-- WHAT YOU ARE ASKED TO DO --
In the listing below, find every line with the string "React" and pull it out.

-- DATA PROVIDED --
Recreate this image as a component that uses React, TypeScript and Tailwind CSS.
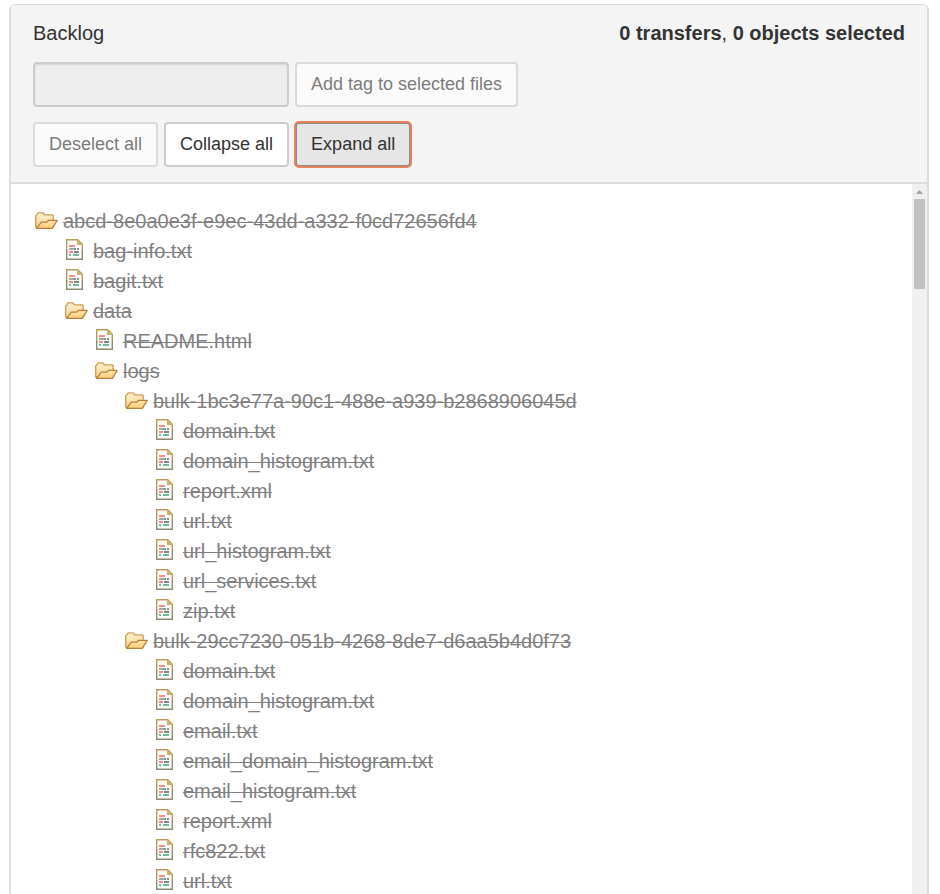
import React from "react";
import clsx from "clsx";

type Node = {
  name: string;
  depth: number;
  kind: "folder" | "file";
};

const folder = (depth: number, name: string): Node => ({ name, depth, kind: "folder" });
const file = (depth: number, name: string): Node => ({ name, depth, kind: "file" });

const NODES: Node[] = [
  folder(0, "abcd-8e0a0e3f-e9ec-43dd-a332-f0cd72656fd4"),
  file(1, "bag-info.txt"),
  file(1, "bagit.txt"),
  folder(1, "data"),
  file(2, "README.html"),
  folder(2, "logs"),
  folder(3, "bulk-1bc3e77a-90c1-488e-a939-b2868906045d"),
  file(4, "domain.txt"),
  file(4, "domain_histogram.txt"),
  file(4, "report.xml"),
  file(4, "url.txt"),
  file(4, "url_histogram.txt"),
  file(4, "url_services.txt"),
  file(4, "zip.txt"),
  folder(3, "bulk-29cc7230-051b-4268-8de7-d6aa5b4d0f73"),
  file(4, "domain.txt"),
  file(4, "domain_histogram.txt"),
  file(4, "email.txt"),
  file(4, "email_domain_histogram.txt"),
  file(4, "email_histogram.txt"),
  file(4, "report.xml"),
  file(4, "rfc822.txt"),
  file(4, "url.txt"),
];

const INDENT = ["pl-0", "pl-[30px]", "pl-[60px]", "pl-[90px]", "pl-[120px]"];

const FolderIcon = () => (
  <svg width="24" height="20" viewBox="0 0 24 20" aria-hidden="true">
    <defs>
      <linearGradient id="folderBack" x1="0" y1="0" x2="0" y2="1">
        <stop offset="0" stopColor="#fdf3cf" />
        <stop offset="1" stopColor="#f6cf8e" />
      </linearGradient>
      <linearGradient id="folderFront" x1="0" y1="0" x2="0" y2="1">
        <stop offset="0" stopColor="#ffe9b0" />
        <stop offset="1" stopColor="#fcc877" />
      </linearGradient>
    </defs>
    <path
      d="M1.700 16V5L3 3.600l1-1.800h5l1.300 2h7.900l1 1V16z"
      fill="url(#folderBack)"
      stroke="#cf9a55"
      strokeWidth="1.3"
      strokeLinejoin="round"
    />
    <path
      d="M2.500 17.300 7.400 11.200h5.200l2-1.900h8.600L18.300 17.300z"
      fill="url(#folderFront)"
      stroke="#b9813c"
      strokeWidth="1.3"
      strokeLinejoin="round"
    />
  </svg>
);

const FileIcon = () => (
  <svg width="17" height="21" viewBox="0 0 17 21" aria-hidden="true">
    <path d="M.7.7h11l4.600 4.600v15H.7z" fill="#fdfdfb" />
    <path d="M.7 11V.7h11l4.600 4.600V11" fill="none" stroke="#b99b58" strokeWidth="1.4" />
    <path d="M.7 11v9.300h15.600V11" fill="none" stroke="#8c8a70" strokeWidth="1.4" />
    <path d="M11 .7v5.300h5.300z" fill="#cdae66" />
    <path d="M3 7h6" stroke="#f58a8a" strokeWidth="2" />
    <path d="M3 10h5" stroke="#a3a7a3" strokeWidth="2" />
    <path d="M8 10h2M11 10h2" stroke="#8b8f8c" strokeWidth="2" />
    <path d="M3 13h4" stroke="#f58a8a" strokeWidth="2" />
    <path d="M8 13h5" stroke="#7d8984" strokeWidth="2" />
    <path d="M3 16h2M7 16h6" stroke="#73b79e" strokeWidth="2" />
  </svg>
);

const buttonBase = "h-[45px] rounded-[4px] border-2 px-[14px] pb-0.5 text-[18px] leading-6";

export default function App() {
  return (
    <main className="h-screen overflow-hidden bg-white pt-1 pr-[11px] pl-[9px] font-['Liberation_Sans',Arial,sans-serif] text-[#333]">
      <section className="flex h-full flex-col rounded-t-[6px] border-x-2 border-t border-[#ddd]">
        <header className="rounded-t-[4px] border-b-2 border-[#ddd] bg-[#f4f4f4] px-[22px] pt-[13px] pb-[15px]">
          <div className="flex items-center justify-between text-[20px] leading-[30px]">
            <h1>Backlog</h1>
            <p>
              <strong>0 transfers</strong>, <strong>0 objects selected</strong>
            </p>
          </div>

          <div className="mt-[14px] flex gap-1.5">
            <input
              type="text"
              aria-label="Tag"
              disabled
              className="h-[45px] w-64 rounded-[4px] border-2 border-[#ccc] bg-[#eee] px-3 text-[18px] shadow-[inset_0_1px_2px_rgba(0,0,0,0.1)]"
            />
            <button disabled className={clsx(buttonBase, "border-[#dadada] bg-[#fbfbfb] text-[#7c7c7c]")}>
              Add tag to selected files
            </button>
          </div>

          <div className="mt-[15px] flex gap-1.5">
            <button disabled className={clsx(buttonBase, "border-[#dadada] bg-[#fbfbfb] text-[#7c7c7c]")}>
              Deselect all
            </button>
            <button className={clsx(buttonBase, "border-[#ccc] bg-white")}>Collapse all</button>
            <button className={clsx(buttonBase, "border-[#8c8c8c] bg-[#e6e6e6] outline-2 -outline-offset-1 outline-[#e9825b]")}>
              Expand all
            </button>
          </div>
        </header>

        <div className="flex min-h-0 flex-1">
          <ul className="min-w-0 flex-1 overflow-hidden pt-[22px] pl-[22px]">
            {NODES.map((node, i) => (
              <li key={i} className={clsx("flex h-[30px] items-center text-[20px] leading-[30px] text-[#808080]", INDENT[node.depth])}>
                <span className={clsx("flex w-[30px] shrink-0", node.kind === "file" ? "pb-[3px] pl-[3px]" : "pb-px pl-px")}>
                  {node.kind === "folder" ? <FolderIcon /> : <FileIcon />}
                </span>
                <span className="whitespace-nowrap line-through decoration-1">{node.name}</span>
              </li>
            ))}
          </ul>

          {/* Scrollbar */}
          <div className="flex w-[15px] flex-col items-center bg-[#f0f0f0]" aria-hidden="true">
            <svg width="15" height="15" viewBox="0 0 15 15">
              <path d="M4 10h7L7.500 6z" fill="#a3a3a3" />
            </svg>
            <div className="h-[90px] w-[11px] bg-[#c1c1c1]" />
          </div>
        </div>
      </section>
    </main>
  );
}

-- SOLUTION --
Recreate this image as a component that uses React, TypeScript and Tailwind CSS.
import React from "react";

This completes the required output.